See http://stackoverflow.com/questions/4953600/pyxml-on-ubuntu for an explanation.

Therefore this will need refactoring to use lxml's xpath support.  

As an immediate fix this approach would help.  The script is going to break when ever the list of datanodes change (one of the key criticisms Reto made of IPSL's tool) and widespread use would put more load on the datanodes.  That's why I think we need a separate catalog doc.  We could then put all catalogs under a single lightweight HTTP server and make a script to call that.

Stephen.

---
Stephen Pascoe  +44 (0)1235 445980
Centre of Environmental Data Archival
STFC Rutherford Appleton Laboratory, Harwell Oxford, Didcot OX11 0QX, UK


-----Original Message-----
From: Juckes, Martin (STFC,RAL,RALSP) 
Sent: 21 March 2012 15:05
To: Estanislao Gonzalez
Cc: taylor13 at llnl.gov; Ben.Evans at anu.edu.au; williams13 at llnl.gov; toussaint at dkrz.de; bryan.lawrence at ncas.ac.uk; lautenschlager at dkrz.de; luca.cinquini at jpl.nasa.gov; Stephane.Senesi at meteo.fr; gavin at llnl.gov; Drach1 at llnl.gov; Pascoe, Stephen (STFC,RAL,RALSP); go-essp-tech at ucar.edu
Subject: Verifying files

Hi Estani, and others,

attached is a simple script to find the catalogued checksum, size and tid of any given CMIP5 data file (though it probably won't work for GFDL gridspec files).

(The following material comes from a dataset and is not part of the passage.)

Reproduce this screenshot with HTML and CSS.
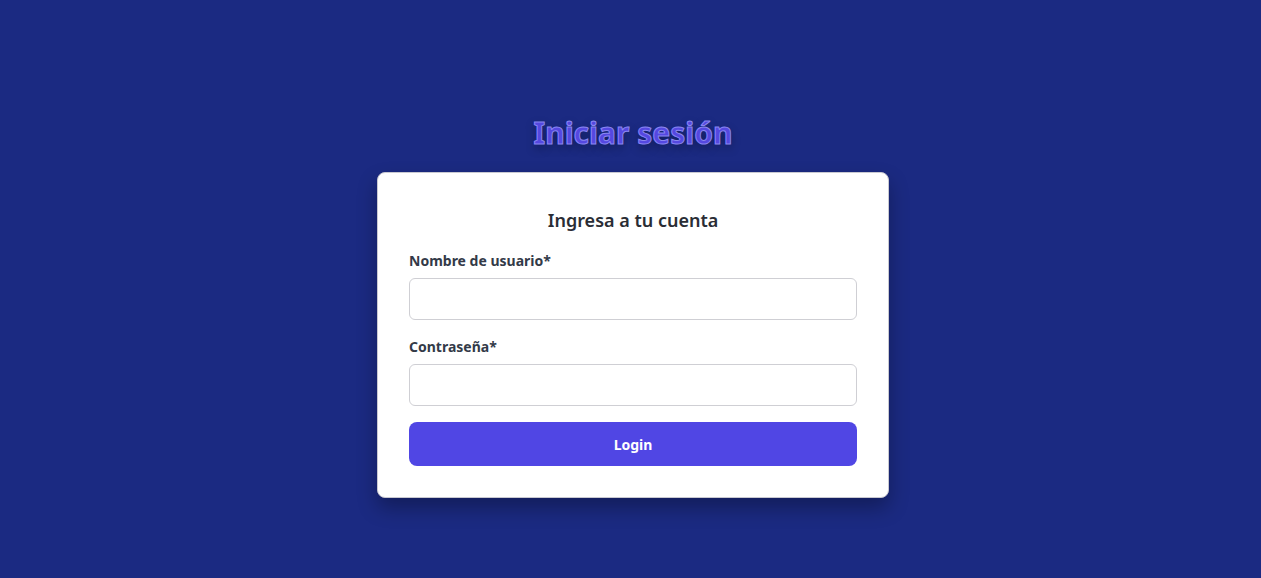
FILE: index.html
```html
<!DOCTYPE html>
<html lang="es">
<head>
<meta charset="utf-8">
<title>Iniciar sesión</title>
<link rel="stylesheet" href="styles.css">
</head>
<body>
<main class="page">
  <h1 class="title">Iniciar sesión</h1>
  <form class="card">
    <h2 class="card-title">Ingresa a tu cuenta</h2>
    <div class="field">
      <label class="label" for="u">Nombre de usuario*</label>
      <input class="input" id="u" type="text">
    </div>
    <div class="field">
      <label class="label" for="p">Contraseña*</label>
      <input class="input" id="p" type="password">
    </div>
    <button class="btn" type="button">Login</button>
  </form>
</main>
</body>
</html>
```

FILE: styles.css
```css
* { box-sizing: border-box; }
html, body { margin: 0; height: 100%; }
body {
  background: #1b2a82;
  font-family: "Noto Sans", "Open Sans", sans-serif;
}
.page {
  min-height: 100%;
  display: flex;
  flex-direction: column;
  align-items: center;
  padding-top: 113px;
  padding-left: 5px;
}
.title {
  margin: 0 0 19px;
  font-size: 30px;
  line-height: 40px;
  font-weight: 700;
  color: #5548e0;
  -webkit-text-stroke: 1px #8a86f0;
  text-shadow: 0 4px 10px rgba(0, 0, 0, 0.35);
}
.card {
  width: 512px;
  background: #fff;
  border: 1px solid #c9c9d1;
  border-radius: 8px;
  padding: 32px 31px 31px;
  box-shadow: 0 10px 20px rgba(0, 0, 0, 0.3);
  display: flex;
  flex-direction: column;
}
.card-title {
  margin: 1px 0 17px;
  text-align: center;
  font-size: 18px;
  line-height: 28px;
  font-weight: 600;
  color: #2a2d35;
}
.field {
  display: flex;
  flex-direction: column;
  margin-bottom: 16px;
}
.field + .field {
  margin-top: 1px;
}
.label {
  font-size: 14px;
  line-height: 20px;
  font-weight: 700;
  color: #333a48;
  margin-bottom: 7px;
}
.input {
  height: 42px;
  border: 1px solid #cfcfd4;
  border-radius: 6px;
  font: inherit;
  padding: 0 12px;
}
.btn {
  height: 44px;
  border: none;
  border-radius: 8px;
  background: #5046e4;
  color: #fff;
  font: inherit;
  font-size: 14px;
  font-weight: 700;
}
```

System requirements are the python libxml2 and xml libraries.

usage:
python check_file.py <file name>

It gets over the problems Estani raises below by searching the top level catalogue for a dataset that matches rather than trying to construct it. In some cases iy may find 2 (output1 and output2) and then need to search both for the file specification.

At present it is a proof of concept -- it only finds the checksum and does not go on to actually check it against the file.

Does this look like a useful tool? if people think it is useful, there are a few points which need tidying up to get reasonable efficiency and feed back on likely usage patterns would be useful.

cheers,
Martin


________________________________________
From: Estanislao Gonzalez [gonzalez at dkrz.de]
Sent: 21 March 2012 12:26
To: Juckes, Martin (STFC,RAL,RALSP)
Cc: taylor13 at llnl.gov; Ben.Evans at anu.edu.au; williams13 at llnl.gov; toussaint at dkrz.de; bryan.lawrence at ncas.ac.uk; lautenschlager at dkrz.de; luca.cinquini at jpl.nasa.gov; Stephane.Senesi at meteo.fr; gavin at llnl.gov; Drach1 at llnl.gov; Pascoe, Stephen (STFC,RAL,RALSP)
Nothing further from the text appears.